Waivers were granted — to her and at least a few other rehab centers. “We set up an outside contact-less animal drop-off point.” She supplied staff with veterinary-style protective gear. But not all the other centers reopened: Some have been unable to obtain staff.
Likewise, the May 1 construction easing didn’t reopen convention centers or other union employers still shut by coronavirus concerns, the Carpenters’ Mahoney noted.
Indeed, as the economy slows, state permission is just one obstacle to reopening. Aramark, the giant cafeteria operator, is among the Philadelphia businesses granted a waiver by the state, but many of the sports arenas and colleges where it operates remain closed and its workers there are laid off.
Frustration remains very high among small businesses that have seen larger rivals at least partly reopen, said Guy Ciarrocchi, president of the Chester County Chamber of Business and Industry.
Business groups “have begged to be state government’s partners" in writing clearer guidelines for what should open, "but it hasn’t happened,” said Ciarrocchi. The waiver list “was created more than a month ago. There is no listing of who was denied. Why can one dry cleaner or pet store open, and not another? It brings more distrust.”
“In the beginning, we urged patience and [were] against lawsuits,” he added. “Now it seems futile.” It’s hardest for "the thousands of tiny stores — shoe repairs, dog groomers, hubcap sales, you name it. They didn’t get an opportunity at PPP,” the Small Business Administration’s “forgivable” bank-loan program.
Their competitors, the “big-box chain stores, can stay open; they can bring a microwave into your trunk, and the State Store can put a bottle of Jack Daniels in your trunk. Why can’t every appliance store in the state put the microwave or blender or toaster in the trunk? They aren’t telling us.”
A spokesperson for Wolf didn’t immediately respond to questions. Ciarrocchi said small businesses seeking guidance are sent to a multi-page posting at Pennsylvania’s “Reopening" Web page.

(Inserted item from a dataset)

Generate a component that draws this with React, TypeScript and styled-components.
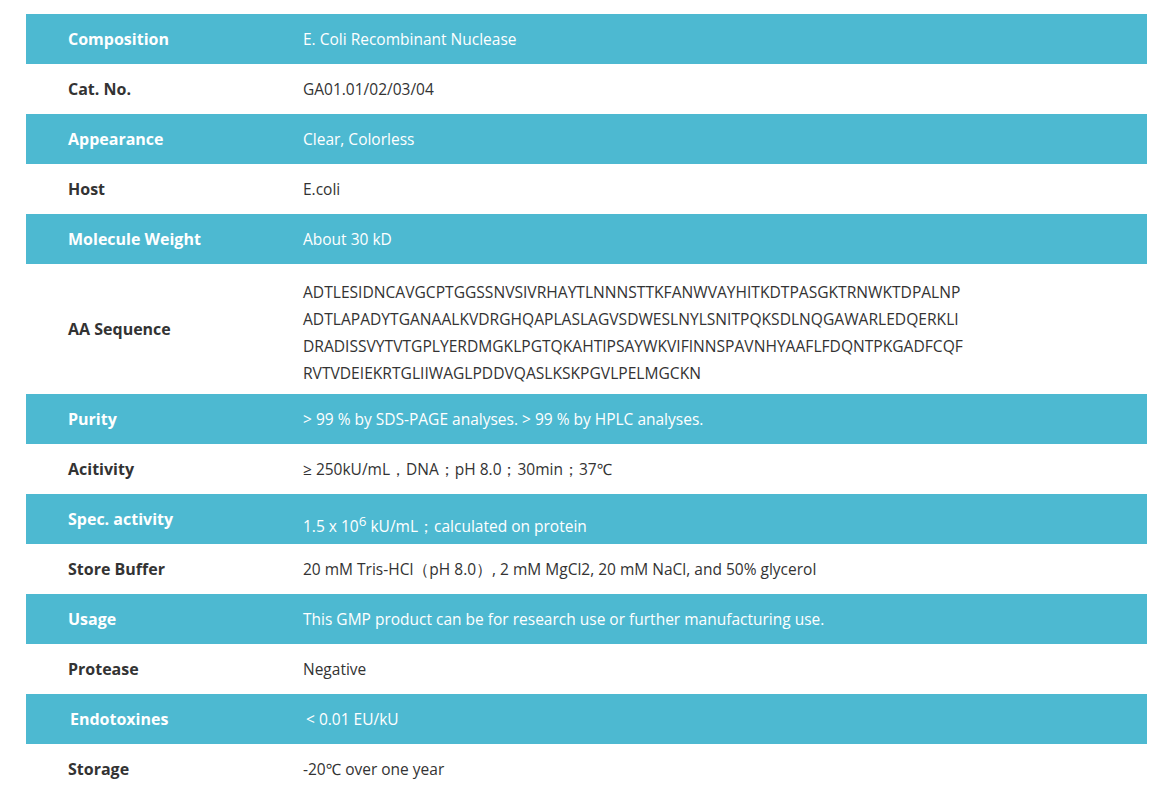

“The first half-page, it refers you to five prior executive orders you should read. And then there’s a series of links to CDC or other guidance. Can the restaurant owners, can the web-design firm get their answers” that way? "The government needs to engage people here.”
But no state appears to be offering that level of service. Although some differed on what businesses they considered essential or life-sustaining, some such as Pennsylvania offered waivers after announcing more extensive shutdowns, and others didn’t order shutdowns at all.
Shannon Farmer, a partner at Philadelphia-based law firm Ballard Spahr LLP, said state government simply have been unable to provide individualized guidance to businesses.
The waiver period is over, she noted. “Now we are looking at a question of regional reopening” when industries are cleared by states to go back in business under set conditions, rather than individual businesses announcing they are ready.
And it’s not just up to states. CDC and OSHA guidelines -- some of which have tightened in response to the virus -- may not be mandatory, “but they may be important for liability protections," Farmer added.
Already in Pennsylvania "we have started to see lawsuits for wrongful deaths against companies by families claiming they were put at risk by the employer not providing safe working environments.”